As Michigan's next governor, Whitmer plans to reform public education by providing "quality education from cradle to career." In her education plan, Whitmer details how she will "phase in" quality universal pre-school in Michigan. In addition to tripling the number of state literacy coaches, Whitmer plans to give schools more counselors, social workers, school nurses, school security, nutritious meals and safe transportation.

While that may not directly affect most college students, we will begin to care about those things when we have children in the next several years. If Whitmer is governor, ensuring our children receive attentive quality education will be a priority.
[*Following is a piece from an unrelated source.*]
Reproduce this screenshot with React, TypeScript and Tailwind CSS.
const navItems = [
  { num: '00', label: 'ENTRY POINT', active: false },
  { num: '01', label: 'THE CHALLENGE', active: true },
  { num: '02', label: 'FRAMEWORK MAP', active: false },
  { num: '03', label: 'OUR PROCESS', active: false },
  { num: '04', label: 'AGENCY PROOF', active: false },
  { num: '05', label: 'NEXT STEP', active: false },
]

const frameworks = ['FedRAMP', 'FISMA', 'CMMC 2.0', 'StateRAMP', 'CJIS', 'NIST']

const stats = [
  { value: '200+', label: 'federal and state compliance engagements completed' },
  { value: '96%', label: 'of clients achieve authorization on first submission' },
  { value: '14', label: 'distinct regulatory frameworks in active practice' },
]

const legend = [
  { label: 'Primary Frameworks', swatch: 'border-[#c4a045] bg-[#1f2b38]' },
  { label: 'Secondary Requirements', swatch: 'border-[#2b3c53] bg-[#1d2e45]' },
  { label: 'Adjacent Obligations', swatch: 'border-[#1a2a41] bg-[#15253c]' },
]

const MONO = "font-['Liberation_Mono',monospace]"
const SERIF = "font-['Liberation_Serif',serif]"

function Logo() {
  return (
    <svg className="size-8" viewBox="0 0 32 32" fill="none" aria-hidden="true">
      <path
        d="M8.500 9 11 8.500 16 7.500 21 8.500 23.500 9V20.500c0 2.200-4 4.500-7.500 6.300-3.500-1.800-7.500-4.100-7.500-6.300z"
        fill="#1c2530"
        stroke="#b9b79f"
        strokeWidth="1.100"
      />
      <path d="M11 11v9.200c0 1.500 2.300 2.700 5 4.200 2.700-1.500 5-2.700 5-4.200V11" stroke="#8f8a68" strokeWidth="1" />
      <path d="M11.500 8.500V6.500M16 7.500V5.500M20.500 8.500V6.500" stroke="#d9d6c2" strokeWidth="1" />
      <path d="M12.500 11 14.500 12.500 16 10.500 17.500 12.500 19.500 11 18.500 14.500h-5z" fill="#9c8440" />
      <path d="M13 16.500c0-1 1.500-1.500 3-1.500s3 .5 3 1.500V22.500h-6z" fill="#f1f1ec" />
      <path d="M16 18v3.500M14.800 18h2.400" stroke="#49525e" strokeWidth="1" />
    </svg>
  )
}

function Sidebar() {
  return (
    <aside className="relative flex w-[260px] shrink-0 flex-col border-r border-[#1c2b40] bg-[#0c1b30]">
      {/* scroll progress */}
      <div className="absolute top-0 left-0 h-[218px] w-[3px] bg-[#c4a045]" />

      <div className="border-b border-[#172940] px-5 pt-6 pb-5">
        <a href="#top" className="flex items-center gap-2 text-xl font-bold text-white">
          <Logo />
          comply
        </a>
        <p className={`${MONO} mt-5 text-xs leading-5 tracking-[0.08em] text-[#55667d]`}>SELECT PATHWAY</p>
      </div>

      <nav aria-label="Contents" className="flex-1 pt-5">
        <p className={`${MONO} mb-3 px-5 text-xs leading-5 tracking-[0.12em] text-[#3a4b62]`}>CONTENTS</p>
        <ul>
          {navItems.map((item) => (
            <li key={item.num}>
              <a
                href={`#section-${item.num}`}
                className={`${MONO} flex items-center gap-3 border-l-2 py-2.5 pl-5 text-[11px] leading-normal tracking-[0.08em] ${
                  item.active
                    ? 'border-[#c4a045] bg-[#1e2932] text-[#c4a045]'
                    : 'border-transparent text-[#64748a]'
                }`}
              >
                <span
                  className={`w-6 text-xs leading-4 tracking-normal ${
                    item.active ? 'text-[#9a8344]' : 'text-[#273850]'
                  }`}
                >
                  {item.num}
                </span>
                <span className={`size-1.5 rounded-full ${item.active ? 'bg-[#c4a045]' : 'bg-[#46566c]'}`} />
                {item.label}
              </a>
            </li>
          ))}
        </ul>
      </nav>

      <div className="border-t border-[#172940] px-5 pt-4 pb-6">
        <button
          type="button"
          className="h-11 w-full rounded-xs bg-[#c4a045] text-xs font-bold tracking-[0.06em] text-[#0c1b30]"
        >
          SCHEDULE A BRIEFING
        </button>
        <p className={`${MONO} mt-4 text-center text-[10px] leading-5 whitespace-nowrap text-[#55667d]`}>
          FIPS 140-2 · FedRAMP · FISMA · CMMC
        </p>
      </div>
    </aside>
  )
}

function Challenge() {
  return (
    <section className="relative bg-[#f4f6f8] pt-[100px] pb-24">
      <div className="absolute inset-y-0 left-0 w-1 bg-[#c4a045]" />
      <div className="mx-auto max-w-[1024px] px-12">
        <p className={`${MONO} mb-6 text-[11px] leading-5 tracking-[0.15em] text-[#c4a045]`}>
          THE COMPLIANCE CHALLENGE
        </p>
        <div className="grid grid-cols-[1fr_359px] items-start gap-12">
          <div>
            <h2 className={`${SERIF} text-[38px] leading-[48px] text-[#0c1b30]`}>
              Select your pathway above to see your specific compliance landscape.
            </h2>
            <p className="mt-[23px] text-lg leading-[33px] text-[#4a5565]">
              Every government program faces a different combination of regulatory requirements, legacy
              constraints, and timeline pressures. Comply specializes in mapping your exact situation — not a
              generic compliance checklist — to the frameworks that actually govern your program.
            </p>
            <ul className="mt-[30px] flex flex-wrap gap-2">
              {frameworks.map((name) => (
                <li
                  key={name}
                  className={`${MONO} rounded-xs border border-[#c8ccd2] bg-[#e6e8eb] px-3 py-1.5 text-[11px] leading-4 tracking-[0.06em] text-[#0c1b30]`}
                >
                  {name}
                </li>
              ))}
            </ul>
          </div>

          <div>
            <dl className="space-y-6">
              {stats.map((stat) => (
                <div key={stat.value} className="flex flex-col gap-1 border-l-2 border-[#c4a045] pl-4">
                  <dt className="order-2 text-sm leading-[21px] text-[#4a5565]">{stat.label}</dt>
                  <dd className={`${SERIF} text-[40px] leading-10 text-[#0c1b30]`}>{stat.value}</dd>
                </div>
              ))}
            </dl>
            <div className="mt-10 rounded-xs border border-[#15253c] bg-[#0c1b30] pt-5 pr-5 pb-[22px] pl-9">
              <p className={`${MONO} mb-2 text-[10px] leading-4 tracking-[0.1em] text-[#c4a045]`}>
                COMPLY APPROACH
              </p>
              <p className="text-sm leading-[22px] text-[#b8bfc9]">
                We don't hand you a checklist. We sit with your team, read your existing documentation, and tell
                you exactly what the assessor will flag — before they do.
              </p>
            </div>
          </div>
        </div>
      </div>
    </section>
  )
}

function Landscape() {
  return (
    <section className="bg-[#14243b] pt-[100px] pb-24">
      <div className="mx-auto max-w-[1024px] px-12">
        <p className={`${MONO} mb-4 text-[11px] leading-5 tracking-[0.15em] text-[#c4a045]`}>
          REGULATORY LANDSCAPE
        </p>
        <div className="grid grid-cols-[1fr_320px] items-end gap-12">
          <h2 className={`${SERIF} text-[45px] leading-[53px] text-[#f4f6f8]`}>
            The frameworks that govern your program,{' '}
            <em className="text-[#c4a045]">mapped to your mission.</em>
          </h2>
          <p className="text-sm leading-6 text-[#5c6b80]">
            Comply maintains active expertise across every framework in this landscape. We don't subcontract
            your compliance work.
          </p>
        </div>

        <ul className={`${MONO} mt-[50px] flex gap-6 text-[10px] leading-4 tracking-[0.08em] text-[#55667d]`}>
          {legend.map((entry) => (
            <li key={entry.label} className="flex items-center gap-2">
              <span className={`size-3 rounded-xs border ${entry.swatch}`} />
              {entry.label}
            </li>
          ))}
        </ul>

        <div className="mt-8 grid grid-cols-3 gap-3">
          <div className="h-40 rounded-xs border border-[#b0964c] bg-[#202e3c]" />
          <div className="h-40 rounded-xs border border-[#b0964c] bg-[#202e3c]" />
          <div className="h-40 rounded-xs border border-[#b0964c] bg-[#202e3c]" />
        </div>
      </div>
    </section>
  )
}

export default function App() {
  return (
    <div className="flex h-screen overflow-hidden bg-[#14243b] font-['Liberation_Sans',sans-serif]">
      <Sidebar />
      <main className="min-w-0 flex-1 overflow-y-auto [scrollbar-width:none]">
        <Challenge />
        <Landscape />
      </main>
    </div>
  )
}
Additionally, Whitmer plans to create the MI Opportunity Scholarship, which is essentially a two-year, debt-free plan that will help to ensure high school graduates receive well-paying jobs, whether college is the right choice for them or not. The MI Opportunity Scholarships could potentially be used at skilled training programs, community colleges and four-year universities.

Her opponent 

Attorney General Bill Schuette is not the type of candidate who appeals to young voters. He doesn't seem interested in talking about the issues facing our generation. We need a candidate who is passionate about the changes they want to make, not one who says his plan is 1) Get elected, followed by 2) Figure it out.  

Schuette would be the kind of governor who is focused on helping businesses not families. He's interested in providing tax breaks for high income people, rather than providing student loan debt relief. 

Schuette's campaign is the voice of the past. Whitmer's is the voice of the future.

Remember, no matter who you vote for, make sure to go vote on Nov. 6.